L'ouvrage n'aboutit pas pour autant à conclure à l'impossibilité
de tout discours prenant ces jeunes femmes pour objet, car, refusant de
les constituer en groupe sur la seule base d'une culture génétiquement
transmise, l'auteur les présente comme occupant un ensemble de positions
spécifiques dans la société française contemporaine
qui définissent une communauté d'expérience. Elles
sont en effet confrontées à un triple système de domination,
sexuel, culturel et social dont il s'agit d'explorer ici plus que les déterminants,
la réflection dans les consciences individuelles et les effets. Constatant
la très grande diversité de celle-ci l'auteur propose cependant
un schéma d'ensemble permettant de les unifier. Elle note, à
partir du matériau retenu, le fait que les normes et les prescriptions
aboutissant à dévaluer ces femmes en tant que femmes, maghrébines
et jeunes des milieux populaires sont souvent, du moins en partie intériorisées
par celles-ci, alors même que les transformations sociales et économiques
du moment (engorgement du marché du travail, dévalorisation
des diplômes, voire banalisation ou institutionnalisation des pratiques
discriminatoires) aboutissent à l'impossibilité pratique,
pour le plus grand nombre du moins, de réaliser nombre d'aspirations
ressenties comme normales, (indépendance financières, réussite
scolaire et professionnelle, hédonisme comportemental). Les conduites,
extrêmement diverses de ces filles - dont est exploré le rapport
à l'école, aux garçons, à la famille, au mariage,
à la religion - peuvent dans cette perspective se comprendre comme
des formes d'accommodement ou d'adaptation à des injonctions à
la fois irréalisables et contradictoires, faisant écrire au
sociologue que ces filles se trouvent parfois prises " (...) en étau
entre l'assignation à la conformité sociale au prix d'un reniement
de soi et des siens et l'assignation à une conformité coutumière
au risque de l'abolition de soi dans une communauté fictive"

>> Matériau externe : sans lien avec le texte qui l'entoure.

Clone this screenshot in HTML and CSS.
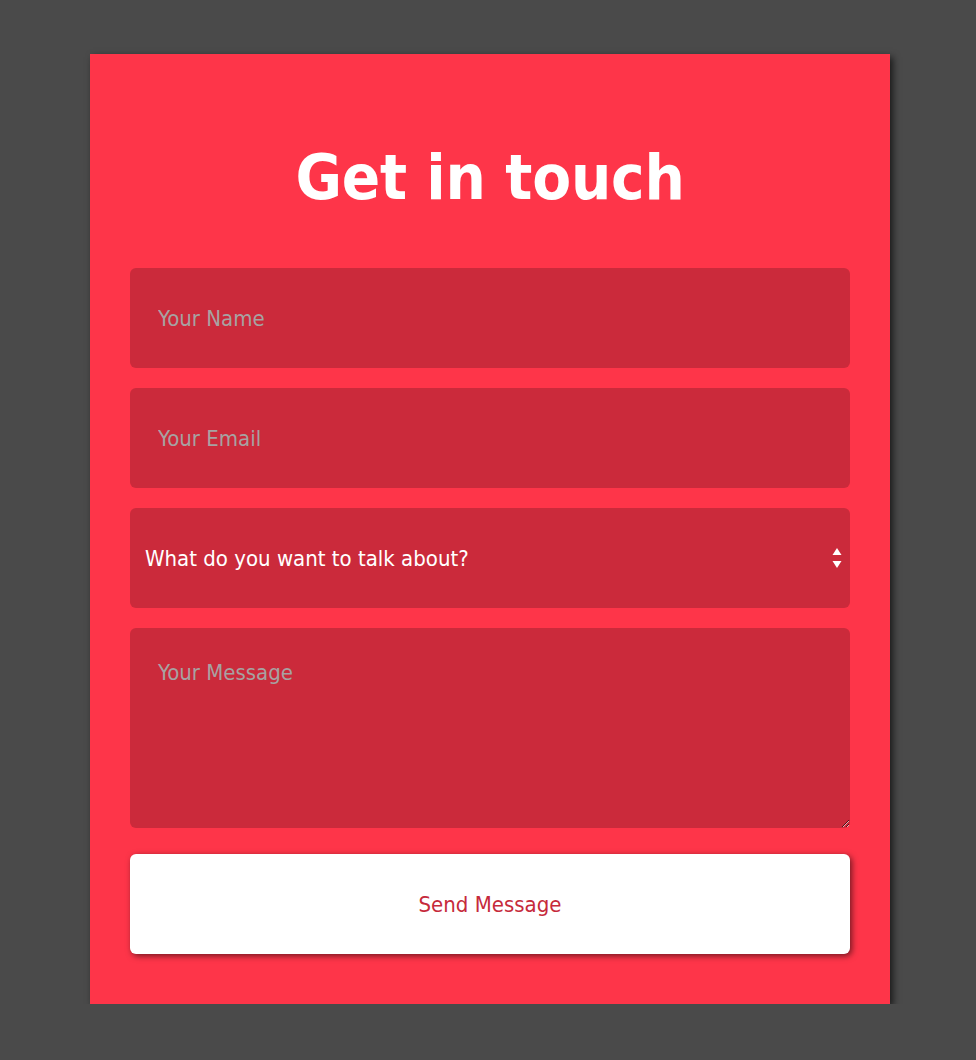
FILE: index.html
```html
<!DOCTYPE html>
<html lang="en">
<head>
    <meta charset="UTF-8">
    <meta name="viewport" content="width=device-width, initial-scale=1.0">
    <title>Get in touch</title>
    <link rel="stylesheet" href="styles.css">
</head>
<body>
    <div class="contact-card">
        <h1>Get in touch</h1>
        <form id="contact-form">
            <input type="text" class="field" placeholder="Your Name">
            <input type="email" class="field" placeholder="Your Email">

            <div class="select-wrap">
                <select class="field select-field">
                    <option>What do you want to talk about?</option>
                    <option>General question</option>
                    <option>Project enquiry</option>
                    <option>Something else</option>
                </select>
                <svg class="select-arrows" width="10" height="22" viewBox="0 0 10 22">
                    <path d="M5 1 L9.5 8 L0.5 8 Z" fill="#fff"/>
                    <path d="M0.5 14 L9.5 14 L5 21 Z" fill="#fff"/>
                </svg>
            </div>

            <textarea class="field message-field" placeholder="Your Message"></textarea>

            <button type="button" class="send-btn">Send Message</button>
        </form>
    </div>
</body>
</html>
```

FILE: styles.css
```css
body {
    font-family: 'DejaVu Sans Condensed', 'DejaVu Sans', sans-serif;
    background-color: #4a4a4a;
    margin: 0;
    padding: 0 0 0 4px;
}

.contact-card {
    width: 800px;
    box-sizing: border-box;
    margin: 54px auto 0;
    padding: 86px 40px 50px;
    background-color: #fe3549;
    box-shadow: 3px 3px 7px rgba(0, 0, 0, 0.65);
}

h1 {
    margin: 0 0 52px;
    color: #fff;
    font-size: 63px;
    line-height: 76px;
    font-weight: bold;
    text-align: center;
    letter-spacing: -0.2px;
}

form {
    display: flex;
    flex-direction: column;
}

.field {
    display: block;
    width: 100%;
    height: 100px;
    box-sizing: border-box;
    margin: 0 0 20px;
    padding: 0 28px;
    border: none;
    border-radius: 6px;
    background-color: #cb2a3b;
    color: #fff;
    font-family: inherit;
    font-size: 22px;
    outline: none;
}

.field::placeholder {
    color: #a7a2a2;
    opacity: 1;
}

.select-wrap {
    position: relative;
}

.select-field {
    appearance: none;
    -webkit-appearance: none;
    padding-left: 15px;
    cursor: pointer;
}

.select-arrows {
    position: absolute;
    right: 8px;
    top: 39px;
    pointer-events: none;
}

.message-field {
    height: 200px;
    padding-top: 32px;
    resize: vertical;
}

.send-btn {
    height: 100px;
    margin-top: 6px;
    border: none;
    border-radius: 6px;
    background-color: #fff;
    color: #c62a3b;
    font-family: inherit;
    font-size: 22px;
    cursor: pointer;
    box-shadow: 2px 2px 6px rgba(0, 0, 0, 0.55);
}
```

(page 333). Le renvoi à plus tard de la satisfaction des attentes,
pour celles par exemple qui pratiquent le surinvestissement scolaire, l'autolimitation
des désirs, qui peut conduire certaines, en l'absence de perspectives
d'emploi à un repli sur le privé et à la valorisation
de la figure de la mère de famille, ou le retournement du stigmate
apparaissent alors comme quelques'unes des figures possibles de ces accommodements.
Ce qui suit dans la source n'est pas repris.